If there is any suspension or unreasonable delay, not caused by Gowanda REM-tronics, which prevents completion of Gowanda REM-tronics work, or if Buyer defaults, or in the event of declared, involuntary or apparently imminent bankruptcy or insolvency on the part of the Buyer, then Gowanda REM-tronics shall have the right to estimate the value of all work performed and of all material furnished and of all material fabricated, in whole or in part, together with any reasonable cancellation charges as provded herein, and Buyer shall promptly pay in full the amount of hte estimate to Gowanda REM-tronics immediately upon invoice.

12.0 DISPUTES

All claims, disputes and other matters in question between Gowanda REM-tronics and Buyer arising out of or relating to this Agreement or breach thereof shall be decided by arbitration in Rochester, New York administered by the American Arbitration Association in accordance with the provisions of its Commercial Arbitration Rules. The Arbitrator shall have no authority to vary the terms of this Agreement or to award punitive or other damages not measured by the prevailing party’s actual damages. The Arbitrator’s Award shall be final, and judgment may be entered upon it in accordance with applicable law in any court having jurisdiction.

13.0 SEVERABILITY

If any of the provisions of this Agreement are determined to be invalid under applicable law, they are to the extent deemed omitted. The invalidity of any portion of this Agreement shall not render any other portion.

14.0 APPLICABLE LAW

This Agreement shall be govered by, and construed and enforced in accordance with, the laws of New York State, without giving effect to the provisions, policies or principles thereof respecting conflict or choice of laws.

15.0 NON-WAIVER

No delay or failure by either party to exercise any right hereunder, and no partial or single exercise of such right, shall constitute a waiver of that or any other right unless otherwise expressly provided herein.

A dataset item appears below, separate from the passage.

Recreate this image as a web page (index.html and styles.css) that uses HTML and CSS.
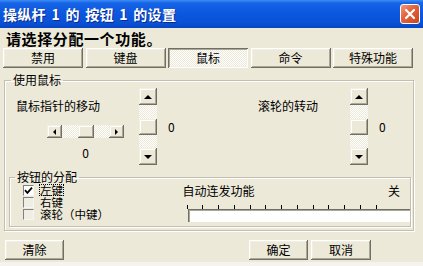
FILE: index.html
```html
<!DOCTYPE html>
<html lang="zh-CN">
<head>
<meta charset="utf-8">
<link rel="stylesheet" href="styles.css">
</head>
<body>
<div class="window">
  <div class="titlebar">
    <span class="title">操纵杆 1 的 按钮 1 的设置</span>
    <span class="close"><svg width="12" height="12" viewBox="0 0 12 12"><path d="M2 2L10 10M10 2L2 10" stroke="#fff" stroke-width="2.2" stroke-linecap="round"/></svg></span>
  </div>
  <div class="prompt">请选择分配一个功能。</div>
  <div class="tabs">
    <div class="btn tab">禁用</div>
    <div class="btn tab">键盘</div>
    <div class="btn tab pressed">鼠标</div>
    <div class="btn tab">命令</div>
    <div class="btn tab">特殊功能</div>
  </div>
  <fieldset class="group outer">
    <legend>使用鼠标</legend>
    <div class="mouse-row">
      <div class="pane pane-left">
        <div class="col">
          <div class="label">鼠标指针的移动</div>
          <div class="hscroll">
            <div class="sb-btn h"><span class="arr left"></span></div>
            <div class="h-track"><div class="sb-thumb h"></div></div>
            <div class="sb-btn h"><span class="arr right"></span></div>
          </div>
          <div class="val">0</div>
        </div>
        <div class="vscroll">
          <div class="sb-btn v"><span class="arr up"></span></div>
          <div class="v-track"><div class="sb-thumb v"></div></div>
          <div class="sb-btn v"><span class="arr down"></span></div>
        </div>
        <div class="vval">0</div>
      </div>
      <div class="pane pane-right">
        <div class="label wheel-label">滚轮的转动</div>
        <div class="vscroll">
          <div class="sb-btn v"><span class="arr up"></span></div>
          <div class="v-track"><div class="sb-thumb v"></div></div>
          <div class="sb-btn v"><span class="arr down"></span></div>
        </div>
        <div class="vval">0</div>
      </div>
    </div>
    <fieldset class="group inner">
      <legend>按钮的分配</legend>
      <div class="assign">
        <div class="checks">
          <div class="check-row"><span class="cb checked"><svg width="9" height="9" viewBox="0 0 9 9"><path d="M1 4.2L3.4 6.8L8 1.6" fill="none" stroke="#000" stroke-width="1.8"/></svg></span><span class="cb-label focus">左键</span></div>
          <div class="check-row"><span class="cb"></span><span class="cb-label">右键</span></div>
          <div class="check-row"><span class="cb"></span><span class="cb-label">滚轮（中键）</span></div>
        </div>
        <div class="auto">
          <div class="auto-head"><span>自动连发功能</span><span class="off">关</span></div>
          <div class="ticks">
            <i></i><i></i><i></i><i></i><i></i><i></i><i></i><i></i><i></i><i></i><i></i><i></i><i></i>
          </div>
          <div class="track"></div>
        </div>
      </div>
    </fieldset>
  </fieldset>
  <div class="footer">
    <div class="btn foot clear">清除</div>
    <div class="btn foot ok">确定</div>
    <div class="btn foot cancel">取消</div>
  </div>
</div>
</body>
</html>
```

FILE: styles.css
```css
* { box-sizing: border-box; }
html, body { margin: 0; padding: 0; }
body {
  width: 423px;
  height: 266px;
  overflow: hidden;
  background: #f4f3ee;
  font-family: "Noto Sans CJK SC", "Liberation Sans", sans-serif;
  font-size: 12px;
  color: #000;
}
.window {
  height: 262px;
  background: #ece9d8;
  display: flex;
  flex-direction: column;
}
.titlebar {
  height: 28px;
  display: flex;
  align-items: center;
  padding: 0 3px 0 3px;
  background: linear-gradient(#3d8ef5 0, #1763e6 3px, #0c58df 45%, #0a50d4 85%, #0846c2 100%);
}
.title {
  color: #fff;
  font-weight: bold;
  font-size: 14px;
  line-height: 16px;
  word-spacing: 2px;
  letter-spacing: 0.3px;
  text-shadow: 1px 1px 0 #0a2a8c;
}
.close {
  margin-left: auto;
  width: 20px;
  height: 20px;
  border: 1px solid #fff;
  border-radius: 3px;
  background: linear-gradient(135deg, #f09a7c 0, #e2653f 40%, #c9441f 100%);
  display: flex;
  align-items: center;
  justify-content: center;
}
.prompt {
  height: 20px;
  padding: 2px 0 0 6px;
  font-size: 15px;
  line-height: 17px;
  font-weight: bold;
  letter-spacing: 0.6px;
}
.tabs {
  display: flex;
  gap: 2.5px;
  padding-left: 3px;
  height: 20px;
}
.btn {
  background: #ece9d8;
  box-shadow: inset -1px -1px #716f64, inset 1px 1px #fff, inset -2px -2px #aca899, inset 2px 2px #f1efe2;
  display: flex;
  align-items: center;
  justify-content: center;
  line-height: 14px;
}
.tab { width: 80px; height: 20px; }
.tab.pressed {
  background: repeating-conic-gradient(#fff 0 25%, #ece9d8 0 50%) 0 0 / 2px 2px;
  box-shadow: inset 1px 1px #716f64, inset -1px -1px #fff, inset 2px 2px #aca899, inset -2px -2px #f1efe2;
}
.group {
  margin: 0;
  padding: 0;
  min-inline-size: 0;
  border: 1px solid #c2bfb0;
  box-shadow: inset 1px 1px #fff, 1px 1px #fff;
}
.group legend {
  padding: 0 2px;
  line-height: 14px;
  font-size: 12px;
}
.outer {
  margin: 5px 0 0 4px;
  width: 410px;
  padding-bottom: 3px;
}
.outer > legend { margin-left: 6px; }
.mouse-row {
  display: flex;
  height: 83px;
}
.pane { display: flex; }
.pane-left { width: 205px; }
.col {
  width: 134px;
  padding: 12px 0 0 11px;
}
.label { line-height: 14px; white-space: nowrap; }
.hscroll {
  display: flex;
  margin: 12px 0 0 31px;
  width: 77px;
  height: 13px;
}
.h-track {
  flex: 1;
  display: flex;
  justify-content: center;
  background: repeating-conic-gradient(#fff 0 25%, #ece9d8 0 50%) 0 0 / 2px 2px;
}
.sb-btn {
  background: #ece9d8;
  box-shadow: inset -1px -1px #716f64, inset 1px 1px #f1efe2, inset -2px -2px #aca899, inset 2px 2px #fff;
  display: flex;
  align-items: center;
  justify-content: center;
  flex: none;
}
.sb-btn.h { width: 15px; height: 13px; }
.sb-btn.v { width: 18px; height: 17px; }
.sb-thumb {
  background: #ece9d8;
  box-shadow: inset -1px -1px #716f64, inset 1px 1px #f1efe2, inset -2px -2px #aca899, inset 2px 2px #fff;
}
.sb-thumb.h { width: 16px; height: 13px; }
.sb-thumb.v { width: 18px; height: 16px; }
.arr { width: 0; height: 0; border: 3px solid transparent; }
.arr.left { border-right: 3px solid #000; border-left-width: 0; }
.arr.right { border-left: 3px solid #000; border-right-width: 0; }
.arr.up { border-bottom: 4px solid #000; border-top-width: 0; border-left-width: 4px; border-right-width: 4px; }
.arr.down { border-top: 4px solid #000; border-bottom-width: 0; border-left-width: 4px; border-right-width: 4px; }
.val {
  margin: 8px 0 0 31px;
  width: 77px;
  text-align: center;
  line-height: 14px;
}
.vscroll {
  display: flex;
  flex-direction: column;
  width: 18px;
  height: 77px;
  margin-top: 1px;
}
.v-track {
  flex: 1;
  display: flex;
  align-items: center;
  background: repeating-conic-gradient(#fff 0 25%, #ece9d8 0 50%) 0 0 / 2px 2px;
}
.vval {
  margin: 33px 0 0 11px;
  line-height: 14px;
}
.pane-right { width: 200px; }
.wheel-label {
  margin: 12px 0 0 48px;
  width: 92px;
}
.inner {
  margin: 0 0 0 4px;
  width: 402px;
  padding: 0 0 4px 0;
}
.inner > legend { margin-left: 5px; }
.assign {
  display: flex;
  height: 38px;
}
.checks {
  width: 173px;
  padding-left: 13px;
}
.check-row {
  display: flex;
  align-items: center;
  height: 12px;
  line-height: 12px;
}
.cb {
  width: 11px;
  height: 11px;
  border-top: 1px solid #808080;
  border-left: 1px solid #808080;
  border-right: 1px solid #f7f6f0;
  border-bottom: 1px solid #f7f6f0;
  background: #f0eee4;
  display: flex;
  align-items: center;
  justify-content: center;
  flex: none;
}
.cb.checked { background: #fff; }
.cb-label { margin-left: 5px; padding: 0 1px; white-space: nowrap; font-size: 11.5px; line-height: 12px; }
.cb-label.focus { outline: 1px dotted #000; outline-offset: -1px; }
.auto {
  width: 228px;
  display: flex;
  flex-direction: column;
}
.auto-head {
  display: flex;
  justify-content: space-between;
  line-height: 14px;
  padding-right: 10px;
}
.ticks {
  display: flex;
  justify-content: space-between;
  width: 190px;
  margin: 7px 0 0 4px;
  height: 4px;
}
.ticks i {
  display: block;
  width: 1px;
  height: 4px;
  background: #000;
}
.track {
  margin-left: 5px;
  width: 222px;
  height: 13px;
  background: #fff;
  border-top: 1px solid #716f64;
  border-left: 1px solid #716f64;
  box-shadow: inset 1px 1px #aca899;
}
.footer {
  display: flex;
  margin-top: 9px;
  height: 20px;
}
.foot { height: 20px; }
.clear { width: 59px; margin-left: 5px; }
.ok { width: 59px; margin-left: 185px; }
.cancel { width: 60px; margin-left: 3px; }
```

16.0 ENTIRE AGREEMENT; AMENDMENT

Upon Buyer’s acceptance of this Quotation, these Terms and Conditions, together with applicable Quotations and technical appendices attached hereto, shall contain the entire understanding between the parties respecting the subject matter thereof, superseding all prior agreements, understandings and arrangements. This Agreement may be amended only by a written instrument signed by the party against whom enforcement is sought.

17.0 RETURNS

No return of product will be accepted by Gowanda REM-tronics without a Return Material Authorization (RMA) number, which may be issued in Gowanda REM-tronics sole discretion. Returned products must be in original shipping cartons and must include all packing materials. A complete description regarding the nature of the defect must be included with all returned products. All items not eligible for credit will be returned to Buyer, transportation collect.

18.0 NO THIRD-PARTY BENEFICIARIES

Nothing herein expressed or implied is intended or shall be construed to confer upon or give to any person or entity other than the parties hereto and their successors or permitted assigns, any rights or remedies under or by reason of this Agreement.

19.0 MINIMUM ORDER

Gowanda REM-tronics requires a minimum order of $500 at time of placement.

20.0 EEOC

Buyer certifies that it complies with the equal opportunity, affirmative action and employee notice requirements specified in the Equal Opportunity Clauses at 41 CFR 60-1.4, 41 CFR 60-250.5(a), 41 CFR 60-300.5(a) and 41 CFR 60-741.5(a) and the Employee Notice Clause at 29 CFR 471, Appendix A to Subpart A, where applicable.